Stem cell transplantation into mouse cochlea may impact future hearing loss therapies
Researchers in Japan who evaluated the risks and efficacy of transplanting two varieties of stem cells into mouse cochlea have concluded that both adult-derived induced pluripotent stem (iPS) cells and mouse embryonic stem (ES) cells demonstrate similar survival and neural differentiation capabilities. However, there is a risk of tumor growth associated with transplanting iPS cells into mouse cochleae. Given the potential for tumorigenesis, they concluded that the source of iPS cells is a critical issue for iPS cell-based therapy.
Their study is published in a recent issue of Cell Transplantation (21:4), now freely available online.
"Hearing loss affects millions of people worldwide," said Dr. Takayuki Nakagawa of the Department of Otolaryngology, Graduate School of Medicine, Kyoto University, Japan. "Recent studies have indicated the potential of stem-cell based approaches for the regeneration of hair cells and associated auditory primary neurons. These structures are essential for hearing and defects result in profound hearing loss and deafness."
The authors noted that embryonic stem cells have previously been identified as promising candidates for transplantation, however they have also been associated with immune rejection and ethics issues. Consequently, this study compared the survival and neural differentiation capabilities of ES and three clones of mouse iPS cells.
"Our study examined using induced pluripotent stem cells generated from the patient source to determine if they offer a promising alternative to ES cells," explained Dr. Nakagawa. "In addition, the potential for tumor risk from iPS cells needed clarification."
Four weeks after transplantation, the researchers found that the majority of cochleae that had been transplanted exhibited the settlement of iPS or ES-derived neurons. However, there was a difference in the number of cells present based on cell lines. They noted that the number of cells able to be transplanted into cochleae is limited because of the cochleae's tiny size. Thus, the number of settled cells is low.
They also noted the formation of a teratoma (encapsulated tumor) in some cochlea after transplantation with one group of iPS cells.
"To our knowledge, this is the first documentation of teratoma formation in cochleae after cell transplantation," said Dr. Nakagawa.
The researchers concluded that the teratoma formation in one iPS cell line indicated the necessity for selecting appropriate iPS cell lines for avoiding tumorigenesis.

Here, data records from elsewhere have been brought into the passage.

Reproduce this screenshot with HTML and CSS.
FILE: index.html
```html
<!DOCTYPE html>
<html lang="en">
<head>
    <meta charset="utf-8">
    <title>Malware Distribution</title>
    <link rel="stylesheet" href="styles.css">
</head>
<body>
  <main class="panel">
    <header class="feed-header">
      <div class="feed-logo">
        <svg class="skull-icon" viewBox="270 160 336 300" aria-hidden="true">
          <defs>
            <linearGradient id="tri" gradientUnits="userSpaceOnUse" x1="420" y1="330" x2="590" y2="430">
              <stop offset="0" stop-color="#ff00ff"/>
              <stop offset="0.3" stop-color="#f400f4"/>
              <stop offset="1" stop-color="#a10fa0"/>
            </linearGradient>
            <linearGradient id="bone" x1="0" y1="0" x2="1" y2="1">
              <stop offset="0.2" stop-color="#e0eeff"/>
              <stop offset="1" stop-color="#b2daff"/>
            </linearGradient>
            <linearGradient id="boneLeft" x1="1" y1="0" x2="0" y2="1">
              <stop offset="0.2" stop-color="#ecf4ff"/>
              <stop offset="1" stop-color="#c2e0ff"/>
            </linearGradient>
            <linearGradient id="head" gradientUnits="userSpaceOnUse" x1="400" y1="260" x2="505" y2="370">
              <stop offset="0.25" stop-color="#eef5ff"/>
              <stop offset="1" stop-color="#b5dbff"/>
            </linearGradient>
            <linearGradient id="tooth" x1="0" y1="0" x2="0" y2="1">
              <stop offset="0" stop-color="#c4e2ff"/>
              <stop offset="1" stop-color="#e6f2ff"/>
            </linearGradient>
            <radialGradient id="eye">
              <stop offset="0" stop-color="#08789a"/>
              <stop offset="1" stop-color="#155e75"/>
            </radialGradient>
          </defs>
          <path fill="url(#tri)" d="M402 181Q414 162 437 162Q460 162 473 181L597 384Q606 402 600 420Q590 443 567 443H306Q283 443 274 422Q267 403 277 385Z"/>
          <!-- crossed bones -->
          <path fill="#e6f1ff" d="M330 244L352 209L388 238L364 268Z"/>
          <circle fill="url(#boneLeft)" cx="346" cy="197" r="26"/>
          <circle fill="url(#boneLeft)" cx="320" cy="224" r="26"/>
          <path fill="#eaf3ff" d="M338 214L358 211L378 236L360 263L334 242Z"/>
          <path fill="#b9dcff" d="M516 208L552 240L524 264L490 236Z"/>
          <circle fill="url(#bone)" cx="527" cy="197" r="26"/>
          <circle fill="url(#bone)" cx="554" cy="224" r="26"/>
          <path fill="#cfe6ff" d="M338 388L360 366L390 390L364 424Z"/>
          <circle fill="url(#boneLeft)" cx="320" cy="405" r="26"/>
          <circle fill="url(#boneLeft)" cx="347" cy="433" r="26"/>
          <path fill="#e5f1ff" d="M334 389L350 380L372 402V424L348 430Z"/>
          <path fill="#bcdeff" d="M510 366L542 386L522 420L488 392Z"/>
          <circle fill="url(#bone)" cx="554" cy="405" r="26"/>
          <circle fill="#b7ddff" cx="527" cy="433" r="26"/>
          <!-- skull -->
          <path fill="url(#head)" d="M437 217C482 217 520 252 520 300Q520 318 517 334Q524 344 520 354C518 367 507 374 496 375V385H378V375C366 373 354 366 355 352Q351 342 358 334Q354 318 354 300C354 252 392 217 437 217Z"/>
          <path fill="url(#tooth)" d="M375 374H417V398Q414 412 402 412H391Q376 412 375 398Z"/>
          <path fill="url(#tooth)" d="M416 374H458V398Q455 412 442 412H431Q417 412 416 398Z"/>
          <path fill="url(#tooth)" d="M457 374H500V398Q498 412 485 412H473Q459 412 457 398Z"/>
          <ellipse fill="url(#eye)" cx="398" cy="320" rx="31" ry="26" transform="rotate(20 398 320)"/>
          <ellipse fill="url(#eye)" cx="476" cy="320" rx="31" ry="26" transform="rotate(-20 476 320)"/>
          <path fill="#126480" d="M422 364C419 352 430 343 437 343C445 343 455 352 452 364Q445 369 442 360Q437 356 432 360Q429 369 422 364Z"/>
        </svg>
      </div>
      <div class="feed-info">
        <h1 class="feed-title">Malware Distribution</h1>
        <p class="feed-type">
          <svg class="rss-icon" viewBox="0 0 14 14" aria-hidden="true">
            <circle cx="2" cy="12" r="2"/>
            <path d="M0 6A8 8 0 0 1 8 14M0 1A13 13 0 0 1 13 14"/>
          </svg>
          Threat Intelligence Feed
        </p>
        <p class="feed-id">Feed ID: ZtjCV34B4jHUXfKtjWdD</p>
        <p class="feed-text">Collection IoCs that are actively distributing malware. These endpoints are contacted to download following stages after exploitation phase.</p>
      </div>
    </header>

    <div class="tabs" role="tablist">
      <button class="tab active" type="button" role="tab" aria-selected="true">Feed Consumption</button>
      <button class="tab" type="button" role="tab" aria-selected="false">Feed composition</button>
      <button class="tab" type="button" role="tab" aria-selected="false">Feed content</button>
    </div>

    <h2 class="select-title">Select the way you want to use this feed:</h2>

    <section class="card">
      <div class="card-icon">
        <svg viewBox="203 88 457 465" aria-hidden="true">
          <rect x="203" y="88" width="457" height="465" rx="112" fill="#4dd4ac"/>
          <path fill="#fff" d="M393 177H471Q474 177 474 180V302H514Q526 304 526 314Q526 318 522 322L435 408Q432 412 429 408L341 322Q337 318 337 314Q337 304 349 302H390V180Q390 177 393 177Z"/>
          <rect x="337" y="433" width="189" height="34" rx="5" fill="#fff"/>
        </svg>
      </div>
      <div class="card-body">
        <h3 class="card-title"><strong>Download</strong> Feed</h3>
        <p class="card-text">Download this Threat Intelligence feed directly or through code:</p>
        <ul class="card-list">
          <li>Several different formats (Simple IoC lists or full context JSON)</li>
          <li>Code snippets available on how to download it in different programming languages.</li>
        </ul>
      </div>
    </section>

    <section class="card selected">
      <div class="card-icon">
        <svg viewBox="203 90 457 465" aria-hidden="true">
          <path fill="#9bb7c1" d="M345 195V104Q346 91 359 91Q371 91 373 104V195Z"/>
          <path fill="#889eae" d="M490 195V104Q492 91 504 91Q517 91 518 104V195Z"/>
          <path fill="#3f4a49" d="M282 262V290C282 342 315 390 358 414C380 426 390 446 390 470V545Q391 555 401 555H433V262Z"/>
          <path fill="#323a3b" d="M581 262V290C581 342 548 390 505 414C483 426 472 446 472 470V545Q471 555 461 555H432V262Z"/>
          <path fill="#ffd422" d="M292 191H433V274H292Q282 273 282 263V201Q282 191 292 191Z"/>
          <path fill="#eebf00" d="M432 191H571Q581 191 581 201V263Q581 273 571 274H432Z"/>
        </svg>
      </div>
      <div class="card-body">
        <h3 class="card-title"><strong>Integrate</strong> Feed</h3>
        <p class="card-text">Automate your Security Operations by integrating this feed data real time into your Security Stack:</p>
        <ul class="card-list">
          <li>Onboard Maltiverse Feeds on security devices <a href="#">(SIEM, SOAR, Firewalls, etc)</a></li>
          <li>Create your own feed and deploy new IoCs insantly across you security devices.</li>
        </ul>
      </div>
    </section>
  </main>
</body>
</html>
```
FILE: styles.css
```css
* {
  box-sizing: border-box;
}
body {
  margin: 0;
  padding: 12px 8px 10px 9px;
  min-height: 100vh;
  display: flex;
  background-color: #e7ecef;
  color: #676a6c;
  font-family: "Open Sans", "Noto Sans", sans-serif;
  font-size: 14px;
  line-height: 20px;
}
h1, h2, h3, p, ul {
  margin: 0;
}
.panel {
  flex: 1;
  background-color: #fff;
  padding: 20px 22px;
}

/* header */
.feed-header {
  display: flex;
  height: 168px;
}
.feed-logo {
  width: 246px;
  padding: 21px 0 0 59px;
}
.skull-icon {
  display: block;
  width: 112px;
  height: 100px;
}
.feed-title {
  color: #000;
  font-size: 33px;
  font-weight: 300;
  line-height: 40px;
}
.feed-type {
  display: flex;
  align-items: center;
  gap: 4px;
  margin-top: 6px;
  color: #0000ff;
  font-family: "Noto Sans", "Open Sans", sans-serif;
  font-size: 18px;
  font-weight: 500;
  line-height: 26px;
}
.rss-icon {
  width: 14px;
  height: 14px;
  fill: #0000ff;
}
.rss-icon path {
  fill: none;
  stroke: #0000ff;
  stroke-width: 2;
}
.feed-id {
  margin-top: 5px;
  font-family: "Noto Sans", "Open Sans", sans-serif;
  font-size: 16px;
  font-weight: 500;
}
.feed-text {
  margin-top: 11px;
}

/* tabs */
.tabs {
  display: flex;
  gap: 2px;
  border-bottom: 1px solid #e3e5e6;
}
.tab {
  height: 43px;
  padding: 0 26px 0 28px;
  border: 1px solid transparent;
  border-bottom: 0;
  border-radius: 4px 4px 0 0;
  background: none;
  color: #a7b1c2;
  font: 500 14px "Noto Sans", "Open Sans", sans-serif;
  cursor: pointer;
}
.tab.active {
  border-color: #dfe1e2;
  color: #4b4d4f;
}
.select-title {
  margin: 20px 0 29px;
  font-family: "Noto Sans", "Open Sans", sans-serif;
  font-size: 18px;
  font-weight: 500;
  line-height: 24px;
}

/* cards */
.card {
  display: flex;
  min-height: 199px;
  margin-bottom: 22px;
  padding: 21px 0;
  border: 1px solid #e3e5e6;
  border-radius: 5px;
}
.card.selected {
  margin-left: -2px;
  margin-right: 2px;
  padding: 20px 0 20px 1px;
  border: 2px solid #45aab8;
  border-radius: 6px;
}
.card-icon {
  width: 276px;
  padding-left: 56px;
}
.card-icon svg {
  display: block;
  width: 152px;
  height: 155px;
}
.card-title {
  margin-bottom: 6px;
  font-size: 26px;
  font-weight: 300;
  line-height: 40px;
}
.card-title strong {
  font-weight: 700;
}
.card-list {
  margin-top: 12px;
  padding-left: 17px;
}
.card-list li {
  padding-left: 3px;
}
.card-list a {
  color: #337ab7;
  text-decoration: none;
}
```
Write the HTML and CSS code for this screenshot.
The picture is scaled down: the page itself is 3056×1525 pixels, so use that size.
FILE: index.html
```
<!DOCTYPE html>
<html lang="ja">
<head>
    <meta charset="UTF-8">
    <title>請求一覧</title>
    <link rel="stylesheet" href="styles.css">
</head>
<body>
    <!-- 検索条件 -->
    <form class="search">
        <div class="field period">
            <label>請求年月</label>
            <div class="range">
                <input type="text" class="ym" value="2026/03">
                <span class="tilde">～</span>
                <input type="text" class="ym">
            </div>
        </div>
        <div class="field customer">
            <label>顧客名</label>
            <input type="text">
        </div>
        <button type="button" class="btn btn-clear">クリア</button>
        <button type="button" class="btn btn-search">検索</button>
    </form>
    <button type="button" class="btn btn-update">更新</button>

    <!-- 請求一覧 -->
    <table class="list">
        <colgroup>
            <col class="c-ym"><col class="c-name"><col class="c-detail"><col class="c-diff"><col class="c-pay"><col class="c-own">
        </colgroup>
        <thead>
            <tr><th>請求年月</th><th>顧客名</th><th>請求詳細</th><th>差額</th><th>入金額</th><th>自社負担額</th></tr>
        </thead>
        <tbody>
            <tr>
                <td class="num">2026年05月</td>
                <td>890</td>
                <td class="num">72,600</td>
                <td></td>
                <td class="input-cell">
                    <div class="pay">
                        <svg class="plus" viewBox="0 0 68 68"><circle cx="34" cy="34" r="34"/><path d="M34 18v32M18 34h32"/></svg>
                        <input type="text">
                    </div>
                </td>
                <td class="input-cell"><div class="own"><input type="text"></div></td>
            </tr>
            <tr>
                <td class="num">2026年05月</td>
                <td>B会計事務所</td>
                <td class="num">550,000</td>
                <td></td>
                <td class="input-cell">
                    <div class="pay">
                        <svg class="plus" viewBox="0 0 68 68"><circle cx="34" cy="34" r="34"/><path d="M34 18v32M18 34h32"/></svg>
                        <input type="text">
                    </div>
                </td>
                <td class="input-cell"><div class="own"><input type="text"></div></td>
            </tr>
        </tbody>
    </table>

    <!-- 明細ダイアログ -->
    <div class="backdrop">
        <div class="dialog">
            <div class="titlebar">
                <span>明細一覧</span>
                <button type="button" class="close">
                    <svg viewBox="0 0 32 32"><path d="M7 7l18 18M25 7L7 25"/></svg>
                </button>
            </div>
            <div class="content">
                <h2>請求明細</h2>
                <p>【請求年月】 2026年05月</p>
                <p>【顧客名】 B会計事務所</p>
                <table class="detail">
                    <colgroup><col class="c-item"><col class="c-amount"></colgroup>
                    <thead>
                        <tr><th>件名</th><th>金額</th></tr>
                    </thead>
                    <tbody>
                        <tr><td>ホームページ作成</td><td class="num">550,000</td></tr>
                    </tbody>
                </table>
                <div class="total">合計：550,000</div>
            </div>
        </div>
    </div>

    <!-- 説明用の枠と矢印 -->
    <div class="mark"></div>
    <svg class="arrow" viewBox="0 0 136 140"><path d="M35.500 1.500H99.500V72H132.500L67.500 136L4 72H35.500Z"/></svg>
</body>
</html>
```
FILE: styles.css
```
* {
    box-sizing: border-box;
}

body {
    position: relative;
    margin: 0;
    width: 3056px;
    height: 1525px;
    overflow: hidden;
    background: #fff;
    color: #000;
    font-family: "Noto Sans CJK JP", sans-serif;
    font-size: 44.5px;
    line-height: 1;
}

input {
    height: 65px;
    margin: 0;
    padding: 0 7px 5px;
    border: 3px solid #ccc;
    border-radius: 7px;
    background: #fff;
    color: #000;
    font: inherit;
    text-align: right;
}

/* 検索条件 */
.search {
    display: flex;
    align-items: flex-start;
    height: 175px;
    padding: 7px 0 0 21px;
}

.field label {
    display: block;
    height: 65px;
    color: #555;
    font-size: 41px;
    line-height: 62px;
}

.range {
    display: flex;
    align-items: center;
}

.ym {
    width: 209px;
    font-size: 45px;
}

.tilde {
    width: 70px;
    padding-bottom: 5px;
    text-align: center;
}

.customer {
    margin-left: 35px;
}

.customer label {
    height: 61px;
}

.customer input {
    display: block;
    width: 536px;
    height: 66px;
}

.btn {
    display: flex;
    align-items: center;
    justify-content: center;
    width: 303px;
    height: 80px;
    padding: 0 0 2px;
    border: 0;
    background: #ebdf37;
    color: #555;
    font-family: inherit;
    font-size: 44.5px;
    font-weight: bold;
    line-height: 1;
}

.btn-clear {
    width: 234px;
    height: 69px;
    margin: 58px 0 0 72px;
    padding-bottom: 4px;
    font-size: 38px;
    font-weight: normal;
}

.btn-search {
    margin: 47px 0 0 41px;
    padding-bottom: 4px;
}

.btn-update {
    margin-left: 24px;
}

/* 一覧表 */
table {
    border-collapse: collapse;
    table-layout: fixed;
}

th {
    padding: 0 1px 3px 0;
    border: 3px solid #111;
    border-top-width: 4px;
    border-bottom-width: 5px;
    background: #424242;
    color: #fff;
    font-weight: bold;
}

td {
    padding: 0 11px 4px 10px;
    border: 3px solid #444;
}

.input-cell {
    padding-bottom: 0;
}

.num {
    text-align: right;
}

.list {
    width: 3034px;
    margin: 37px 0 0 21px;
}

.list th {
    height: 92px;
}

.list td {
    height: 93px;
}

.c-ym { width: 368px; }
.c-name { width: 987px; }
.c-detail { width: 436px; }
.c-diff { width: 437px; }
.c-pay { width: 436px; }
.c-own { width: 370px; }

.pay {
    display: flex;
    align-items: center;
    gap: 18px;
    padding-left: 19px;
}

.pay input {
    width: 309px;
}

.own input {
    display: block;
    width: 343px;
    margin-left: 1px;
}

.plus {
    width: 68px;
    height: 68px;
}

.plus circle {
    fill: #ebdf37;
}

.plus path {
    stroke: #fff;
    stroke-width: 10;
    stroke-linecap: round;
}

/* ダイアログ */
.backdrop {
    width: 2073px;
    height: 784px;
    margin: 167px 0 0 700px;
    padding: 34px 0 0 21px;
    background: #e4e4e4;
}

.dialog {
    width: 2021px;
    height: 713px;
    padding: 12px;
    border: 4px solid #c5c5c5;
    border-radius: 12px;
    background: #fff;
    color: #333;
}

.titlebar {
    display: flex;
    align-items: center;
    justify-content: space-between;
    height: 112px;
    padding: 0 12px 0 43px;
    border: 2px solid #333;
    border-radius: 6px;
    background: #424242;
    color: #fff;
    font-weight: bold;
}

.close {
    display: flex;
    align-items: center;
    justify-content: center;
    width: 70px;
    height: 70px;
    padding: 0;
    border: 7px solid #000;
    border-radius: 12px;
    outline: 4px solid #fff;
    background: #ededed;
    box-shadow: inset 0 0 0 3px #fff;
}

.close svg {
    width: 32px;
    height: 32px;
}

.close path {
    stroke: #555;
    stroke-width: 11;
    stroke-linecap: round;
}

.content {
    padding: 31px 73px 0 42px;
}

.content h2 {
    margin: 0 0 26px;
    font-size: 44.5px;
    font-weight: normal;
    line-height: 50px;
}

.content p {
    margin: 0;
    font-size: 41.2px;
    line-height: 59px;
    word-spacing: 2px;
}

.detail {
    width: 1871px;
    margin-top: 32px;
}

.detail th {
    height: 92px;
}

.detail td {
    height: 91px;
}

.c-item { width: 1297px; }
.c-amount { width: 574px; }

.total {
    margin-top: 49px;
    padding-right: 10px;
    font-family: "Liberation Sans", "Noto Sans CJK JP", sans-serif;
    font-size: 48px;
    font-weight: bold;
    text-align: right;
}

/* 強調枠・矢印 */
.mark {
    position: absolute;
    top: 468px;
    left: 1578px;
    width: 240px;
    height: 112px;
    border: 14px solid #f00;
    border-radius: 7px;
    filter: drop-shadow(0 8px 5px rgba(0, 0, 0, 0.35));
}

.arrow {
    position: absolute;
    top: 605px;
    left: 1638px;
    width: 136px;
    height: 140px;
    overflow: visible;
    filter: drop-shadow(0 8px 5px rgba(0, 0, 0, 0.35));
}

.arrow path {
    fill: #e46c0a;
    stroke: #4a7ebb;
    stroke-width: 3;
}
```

They also noted the need for developing methods to eliminate undifferentiated cells after neural induction in order to establish safe iPS-based therapy for the inner ear.
"While this study did not look at the ability of the transplanted cells to repair hearing loss, it does provide insight into the survival and fate of transplanted cells. It highlights the importance of factors such as knowing the original source of the cells and their degree of undifferentiation to enable the cells to be ranked in order of their likelihood of forming tumors" said Dr. John Sladek, professor of neurology and pediatrics at the University of Colorado School of Medicine.